Philadelphia native Tayyib Smith thinks hip-hop moguls like Jay Z, Sean Combs and Dr. Dre are perfect examples for young aspiring business owners.
The former artists and repertoire executive chose the big-name rappers as archetypes for his new Institute of Hip Hop Entrepreneurship program, aimed at under-served youth. The Knight Foundation, a non-profit organization dedicated to supporting innovative arts and journalism programs, recently awarded Smith a $308,000 Cities Challenge grant to fund the project. The Institute was one of 37 winners chosen from 4,500 applicants, according to the Cities Challenge website.
“Hip-hop, more so than any other genre, embodies the spirit of entrepreneurship,” Smith told CNN Money. “Our intention is to decode how hip-hop has influenced traditional business practices.”
Indeed, today’s music artists are not content with one occupation. Rappers have their hands in everything from clothing lines to liquor bottles, and they regularly top Forbes’ highest-paid celebrity lists. Their names have become the brand.
“Dre elevated Beats into a headphones empire before selling it to Apple for $3 billion,” Smith said.
Combs’ Sean John brand helped shape Black fashion, and the soon-to-be retired rapper is “doing it in the alcohol industry with his joint venture with Diageo,” Smith said.
As Jay Z — No. 3 on the Forbes Five, a ranking of hip-hop’s wealthiest artists — cleverly quipped, “I’m not a businessman. I’m business, man.”
The Institute of Hip Hop Entrepreneurship curriculum will be just as unconventional as the genre itself.

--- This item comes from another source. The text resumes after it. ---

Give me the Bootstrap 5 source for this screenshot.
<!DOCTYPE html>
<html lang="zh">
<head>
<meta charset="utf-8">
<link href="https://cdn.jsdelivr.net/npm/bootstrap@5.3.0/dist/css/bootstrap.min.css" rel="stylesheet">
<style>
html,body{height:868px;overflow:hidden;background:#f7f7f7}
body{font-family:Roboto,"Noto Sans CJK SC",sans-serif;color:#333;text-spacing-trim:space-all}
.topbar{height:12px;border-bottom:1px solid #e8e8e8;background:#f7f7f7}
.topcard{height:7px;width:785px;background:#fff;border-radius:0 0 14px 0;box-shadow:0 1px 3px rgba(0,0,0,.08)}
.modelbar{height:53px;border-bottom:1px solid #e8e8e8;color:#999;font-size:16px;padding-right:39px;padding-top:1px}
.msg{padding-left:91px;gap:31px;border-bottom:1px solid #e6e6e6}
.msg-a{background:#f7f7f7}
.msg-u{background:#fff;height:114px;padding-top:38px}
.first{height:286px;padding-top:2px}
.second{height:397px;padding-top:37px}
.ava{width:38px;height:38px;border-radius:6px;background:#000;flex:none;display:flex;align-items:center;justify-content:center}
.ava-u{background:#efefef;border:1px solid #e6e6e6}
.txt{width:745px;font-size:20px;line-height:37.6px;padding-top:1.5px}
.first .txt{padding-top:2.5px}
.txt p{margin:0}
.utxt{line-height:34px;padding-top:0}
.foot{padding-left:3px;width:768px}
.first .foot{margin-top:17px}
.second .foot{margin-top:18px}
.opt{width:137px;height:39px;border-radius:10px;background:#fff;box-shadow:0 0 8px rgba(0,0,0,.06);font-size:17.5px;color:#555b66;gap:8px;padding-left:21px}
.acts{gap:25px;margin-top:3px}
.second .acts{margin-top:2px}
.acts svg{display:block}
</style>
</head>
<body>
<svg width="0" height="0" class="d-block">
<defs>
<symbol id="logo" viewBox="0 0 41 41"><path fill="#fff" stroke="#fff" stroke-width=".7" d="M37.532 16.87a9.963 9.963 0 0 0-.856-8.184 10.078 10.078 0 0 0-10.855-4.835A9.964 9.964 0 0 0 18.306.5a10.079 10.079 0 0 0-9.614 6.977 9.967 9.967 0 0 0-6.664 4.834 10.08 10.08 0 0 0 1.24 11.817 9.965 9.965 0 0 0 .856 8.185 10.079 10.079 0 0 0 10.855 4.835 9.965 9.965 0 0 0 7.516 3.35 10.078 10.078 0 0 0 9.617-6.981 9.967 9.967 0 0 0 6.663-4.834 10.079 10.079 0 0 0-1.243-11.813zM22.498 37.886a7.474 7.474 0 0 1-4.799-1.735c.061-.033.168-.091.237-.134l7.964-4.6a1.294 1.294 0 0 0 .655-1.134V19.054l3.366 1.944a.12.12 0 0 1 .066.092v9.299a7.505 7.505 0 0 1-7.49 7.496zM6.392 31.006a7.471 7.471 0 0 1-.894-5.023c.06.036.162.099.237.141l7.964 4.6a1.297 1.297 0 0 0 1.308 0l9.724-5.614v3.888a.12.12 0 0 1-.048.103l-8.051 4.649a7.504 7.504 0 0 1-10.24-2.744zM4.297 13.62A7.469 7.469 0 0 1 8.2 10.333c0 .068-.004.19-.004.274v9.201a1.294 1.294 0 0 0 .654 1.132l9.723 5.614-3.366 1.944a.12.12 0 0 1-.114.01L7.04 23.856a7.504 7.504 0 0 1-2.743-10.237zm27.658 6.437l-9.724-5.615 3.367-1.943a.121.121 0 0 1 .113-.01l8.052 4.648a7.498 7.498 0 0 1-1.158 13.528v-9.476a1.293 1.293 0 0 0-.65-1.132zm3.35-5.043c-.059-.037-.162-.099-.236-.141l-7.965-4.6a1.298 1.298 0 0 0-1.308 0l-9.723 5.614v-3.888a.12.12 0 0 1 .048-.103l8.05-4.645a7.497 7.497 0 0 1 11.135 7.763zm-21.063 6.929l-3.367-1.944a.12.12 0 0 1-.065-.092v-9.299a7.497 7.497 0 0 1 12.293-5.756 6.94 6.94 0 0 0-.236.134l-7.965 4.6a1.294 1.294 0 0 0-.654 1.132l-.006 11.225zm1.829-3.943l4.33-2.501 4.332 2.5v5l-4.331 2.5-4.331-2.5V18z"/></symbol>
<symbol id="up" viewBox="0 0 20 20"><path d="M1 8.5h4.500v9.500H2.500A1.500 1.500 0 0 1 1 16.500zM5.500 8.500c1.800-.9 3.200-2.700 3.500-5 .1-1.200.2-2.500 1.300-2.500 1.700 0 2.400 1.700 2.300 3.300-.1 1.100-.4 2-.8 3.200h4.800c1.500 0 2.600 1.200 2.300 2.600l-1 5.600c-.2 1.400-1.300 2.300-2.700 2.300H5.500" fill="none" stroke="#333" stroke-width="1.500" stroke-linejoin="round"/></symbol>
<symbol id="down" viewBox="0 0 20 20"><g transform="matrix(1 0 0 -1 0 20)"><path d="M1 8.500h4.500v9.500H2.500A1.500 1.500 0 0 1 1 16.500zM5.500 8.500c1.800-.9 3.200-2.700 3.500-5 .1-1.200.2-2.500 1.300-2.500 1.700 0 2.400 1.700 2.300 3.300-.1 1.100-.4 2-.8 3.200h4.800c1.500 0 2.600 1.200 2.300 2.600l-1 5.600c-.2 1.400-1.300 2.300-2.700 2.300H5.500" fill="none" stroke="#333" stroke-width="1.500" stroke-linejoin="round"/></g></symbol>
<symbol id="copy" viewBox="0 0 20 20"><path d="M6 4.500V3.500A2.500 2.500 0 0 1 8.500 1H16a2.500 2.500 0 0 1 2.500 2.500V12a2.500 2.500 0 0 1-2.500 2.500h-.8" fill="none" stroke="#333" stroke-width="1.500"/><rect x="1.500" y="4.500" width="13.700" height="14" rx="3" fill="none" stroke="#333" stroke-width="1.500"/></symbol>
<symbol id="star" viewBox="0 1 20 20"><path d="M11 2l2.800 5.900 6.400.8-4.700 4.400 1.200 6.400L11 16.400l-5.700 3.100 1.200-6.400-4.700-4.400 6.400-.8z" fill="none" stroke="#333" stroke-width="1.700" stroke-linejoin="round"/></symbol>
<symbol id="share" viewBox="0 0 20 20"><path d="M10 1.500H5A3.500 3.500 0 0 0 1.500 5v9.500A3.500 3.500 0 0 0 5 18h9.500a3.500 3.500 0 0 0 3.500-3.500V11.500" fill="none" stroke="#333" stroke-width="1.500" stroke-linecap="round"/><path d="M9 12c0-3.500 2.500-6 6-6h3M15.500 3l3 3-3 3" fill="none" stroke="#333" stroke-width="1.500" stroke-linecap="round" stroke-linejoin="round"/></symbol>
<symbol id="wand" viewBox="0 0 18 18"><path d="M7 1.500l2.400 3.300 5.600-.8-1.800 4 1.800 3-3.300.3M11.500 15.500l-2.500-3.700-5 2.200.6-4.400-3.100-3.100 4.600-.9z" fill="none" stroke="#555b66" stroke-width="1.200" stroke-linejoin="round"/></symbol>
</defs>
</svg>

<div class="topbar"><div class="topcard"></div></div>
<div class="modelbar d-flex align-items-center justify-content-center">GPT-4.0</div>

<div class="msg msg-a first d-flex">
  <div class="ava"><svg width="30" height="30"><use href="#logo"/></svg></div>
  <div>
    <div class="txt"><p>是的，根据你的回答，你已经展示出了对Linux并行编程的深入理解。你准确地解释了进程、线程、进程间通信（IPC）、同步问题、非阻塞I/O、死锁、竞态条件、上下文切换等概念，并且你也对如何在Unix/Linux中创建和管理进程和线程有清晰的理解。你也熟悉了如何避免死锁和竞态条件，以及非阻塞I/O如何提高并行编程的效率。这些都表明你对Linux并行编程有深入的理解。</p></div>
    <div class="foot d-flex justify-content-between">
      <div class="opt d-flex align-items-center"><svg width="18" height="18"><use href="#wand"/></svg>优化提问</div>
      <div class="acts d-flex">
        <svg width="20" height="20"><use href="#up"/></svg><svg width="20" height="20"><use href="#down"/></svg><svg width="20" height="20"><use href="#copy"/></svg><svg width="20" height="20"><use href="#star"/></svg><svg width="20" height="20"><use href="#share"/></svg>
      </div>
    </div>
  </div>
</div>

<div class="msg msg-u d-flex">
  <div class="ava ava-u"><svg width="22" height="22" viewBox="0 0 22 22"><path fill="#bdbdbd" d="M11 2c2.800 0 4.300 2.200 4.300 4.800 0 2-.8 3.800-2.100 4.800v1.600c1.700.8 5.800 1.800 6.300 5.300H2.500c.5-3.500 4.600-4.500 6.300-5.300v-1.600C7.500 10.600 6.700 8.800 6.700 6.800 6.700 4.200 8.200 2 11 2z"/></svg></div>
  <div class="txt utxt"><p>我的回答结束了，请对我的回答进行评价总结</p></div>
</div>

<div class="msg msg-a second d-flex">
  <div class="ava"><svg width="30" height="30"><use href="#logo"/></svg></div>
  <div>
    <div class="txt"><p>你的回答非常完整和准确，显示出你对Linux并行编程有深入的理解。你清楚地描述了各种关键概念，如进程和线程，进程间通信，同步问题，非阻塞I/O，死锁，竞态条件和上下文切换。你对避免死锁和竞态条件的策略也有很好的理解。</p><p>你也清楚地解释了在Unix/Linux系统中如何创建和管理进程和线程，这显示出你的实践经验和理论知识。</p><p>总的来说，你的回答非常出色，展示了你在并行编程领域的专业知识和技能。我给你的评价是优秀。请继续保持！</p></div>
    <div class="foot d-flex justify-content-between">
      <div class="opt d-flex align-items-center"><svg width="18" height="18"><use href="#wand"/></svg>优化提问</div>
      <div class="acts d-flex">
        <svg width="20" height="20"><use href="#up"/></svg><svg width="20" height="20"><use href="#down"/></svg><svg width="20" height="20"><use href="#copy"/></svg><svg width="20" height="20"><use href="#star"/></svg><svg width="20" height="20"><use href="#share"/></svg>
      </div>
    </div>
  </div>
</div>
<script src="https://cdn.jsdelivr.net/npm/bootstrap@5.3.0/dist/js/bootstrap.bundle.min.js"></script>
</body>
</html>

Students in the nine-month program won’t have traditional lectures and exams. Instead, the institute will partner with entrepreneurs, musicians and technologists, who will teach courses infused with their own experiences.
Recruitment for the first class of 36 students begins on May 30, and the program is free for all those accepted. Classes will begin in November, according to The Philadelphia Citizen.
Smith has a wealth of personal experience to bring to the table. The 45-year-old is founding partner of Little Giant Creative, a full-service creative firm. Heineken and Adidas are just two of the boutique agency’s major clients. In 2014, Smith co-founded Pipeline Philly, a highly designed shared workspace targeting small businesses in Center City. The astute businessman also served as founder and publisher of two.one.five magazine, an arts, music and culture publication.
Smith said his own path to success took the alternative route. After years of homeschooling, Smith dropped out in his senior year to enlist in the Navy, where he completed his GED.
“People hear us say ‘hip-hop’ and they think we’re trying to create the next celebrity,” Smith said in a profile for the Citizen. “We’re not. We want to use best practices of how people became successful within hip-hop to inspire a new generation of entrepreneurs.”
Students will meet for an intensive weekend of study just once a month, the Citizen reports. The remainder of their studies will be self-directed, encouraging pupils to learn and study economic literacy and social impact as well as constructing business proposals that they will eventually pitch to investors.